DJ Jazzy Jeff & the Fresh Prince singles chronology
| "Summertime" (1991) | "Ring My Bell" (1991) | "The Things That U Do" (1992) |

= Ring My Bell (DJ Jazzy Jeff & the Fresh Prince song) =

"Ring My Bell" is a song by American hip-hop duo DJ Jazzy Jeff & the Fresh Prince, released in September 1991 by Jive and RCA Records as the second single from their fourth studio album, Homebase (1991). The song samples and shares the same name as Anita Ward's 1979 single, "Ring My Bell", though the original lyrics were replaced by those written by Will Smith. Nevertheless, the song's original writer, Fredrick Knight was sole writer who received writing credits. The song appears on Smith's series, The Fresh Prince of Bel-Air in the closing credits from "The Mother of All Battles" off the season 2 episode.

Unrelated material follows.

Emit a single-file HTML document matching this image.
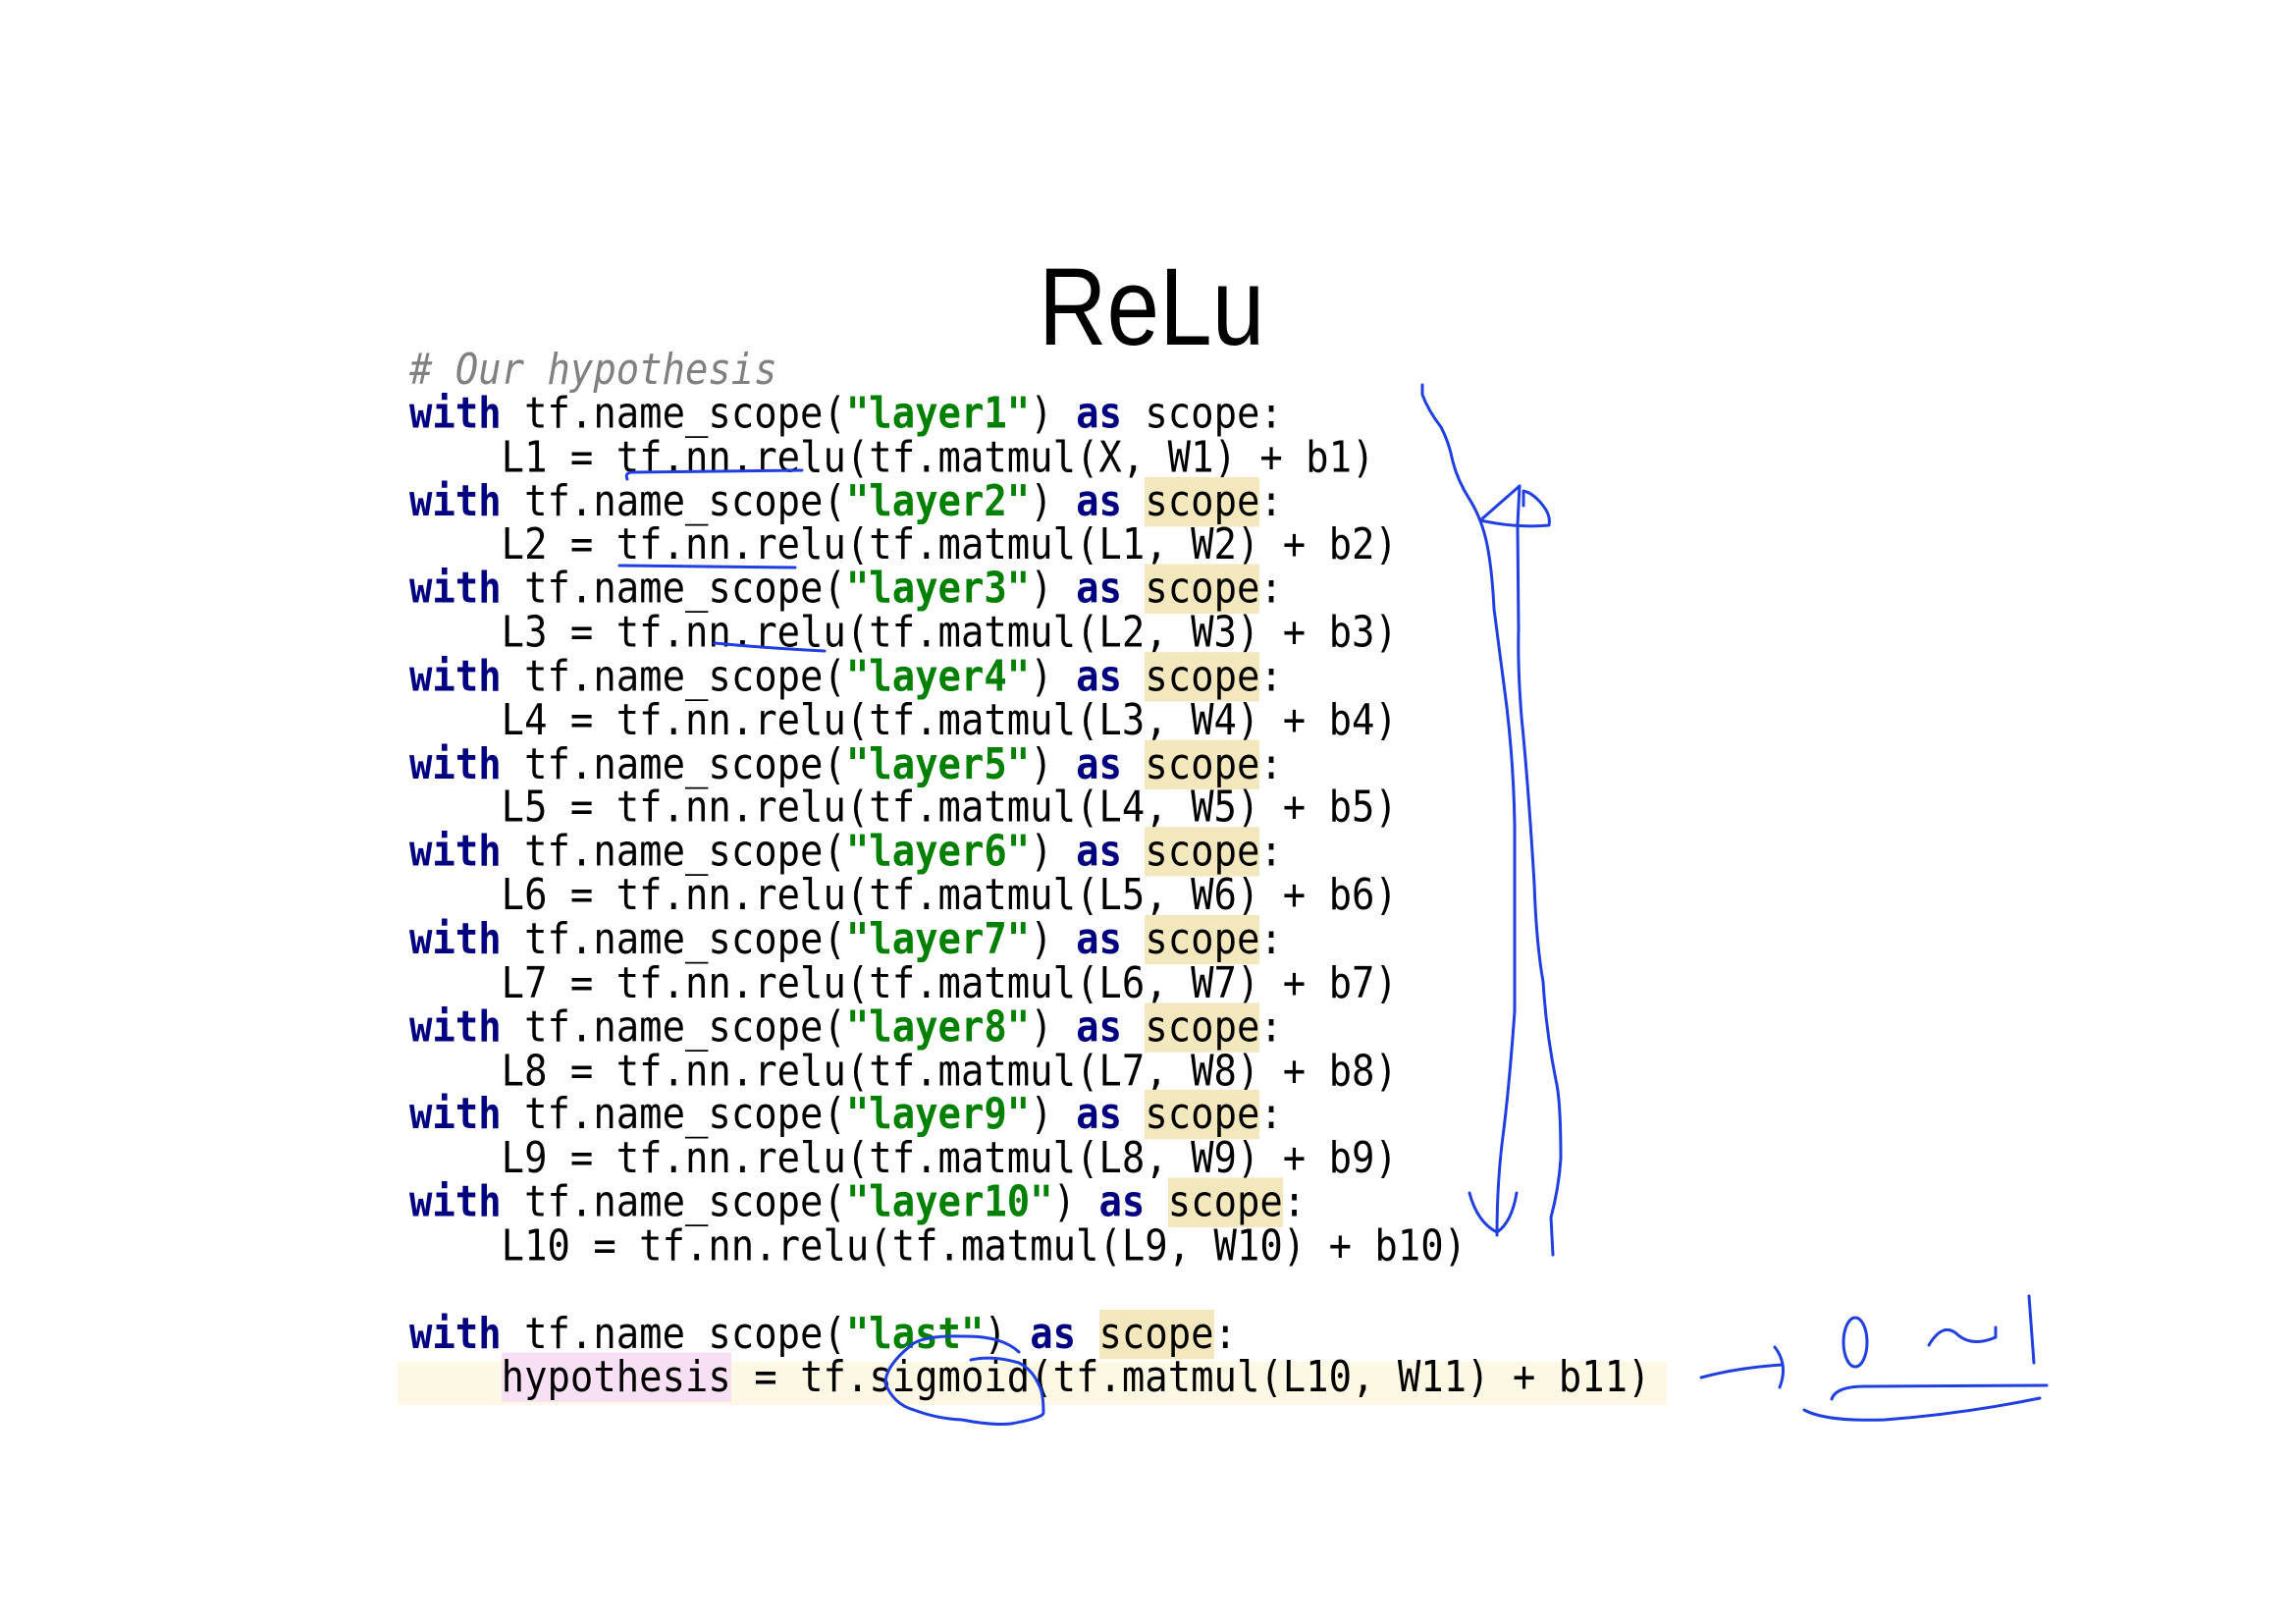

"Ring My Bell" was the follow-up to the duo's smash hit, "Summertime", which peaked at No. 4 on the US Billboard Hot 100. Though not as successful as "Summertime", "Ring My Bell" also became a top-40 hit, peaking at No. 20 on the Hot 100 and receiving a gold certification from the RIAA on November 26, 1991, for sales of 500,000 copies.

==Critical reception==
Stephen Dalton from NME referred to "Ring My Bell" as a "chatalong disco cover" and named it as one of the best songs on Homebase (alongside previous single "Summertime") in an otherwise negative review of the album.

==Single track listing==

===A-Side===
1. "Ring My Bell" (Mr. Lee's 12" Mix) – 5:27
2. "Ring My Bell" (Hula And Fingers Club Mix) – 5:56
3. "Ring My Bell" (DJ Jazzy Jeff's Street Mix) – 5:00

===B-Side===
1. "Ring My Bell" (Instravibe) – 5:56
2. "Ring My Bell" (DJ Jazzy Jeff's Street Instrumental) – 5:00

==Charts==

| Chart (1991–1992) | Peak position |
|---|---|
| Australia (ARIA) | 58 |
| Europe (European Dance Radio) | 5 |
| New Zealand (Recorded Music NZ) | 11 |
| Switzerland (Schweizer Hitparade) | 29 |
| UK Singles (OCC) | 53 |
| UK Dance (Music Week) | 15 |
| UK Club Chart (Record Mirror) | 15 |
| US Billboard Hot 100 | 20 |
| US Hot R&B Singles (Billboard) | 22 |

==Certifications==

| Region | Certification | Certified units/sales |
| United States (RIAA) | Gold | 500,000^{^} |
^{^} Shipments figures based on certification alone.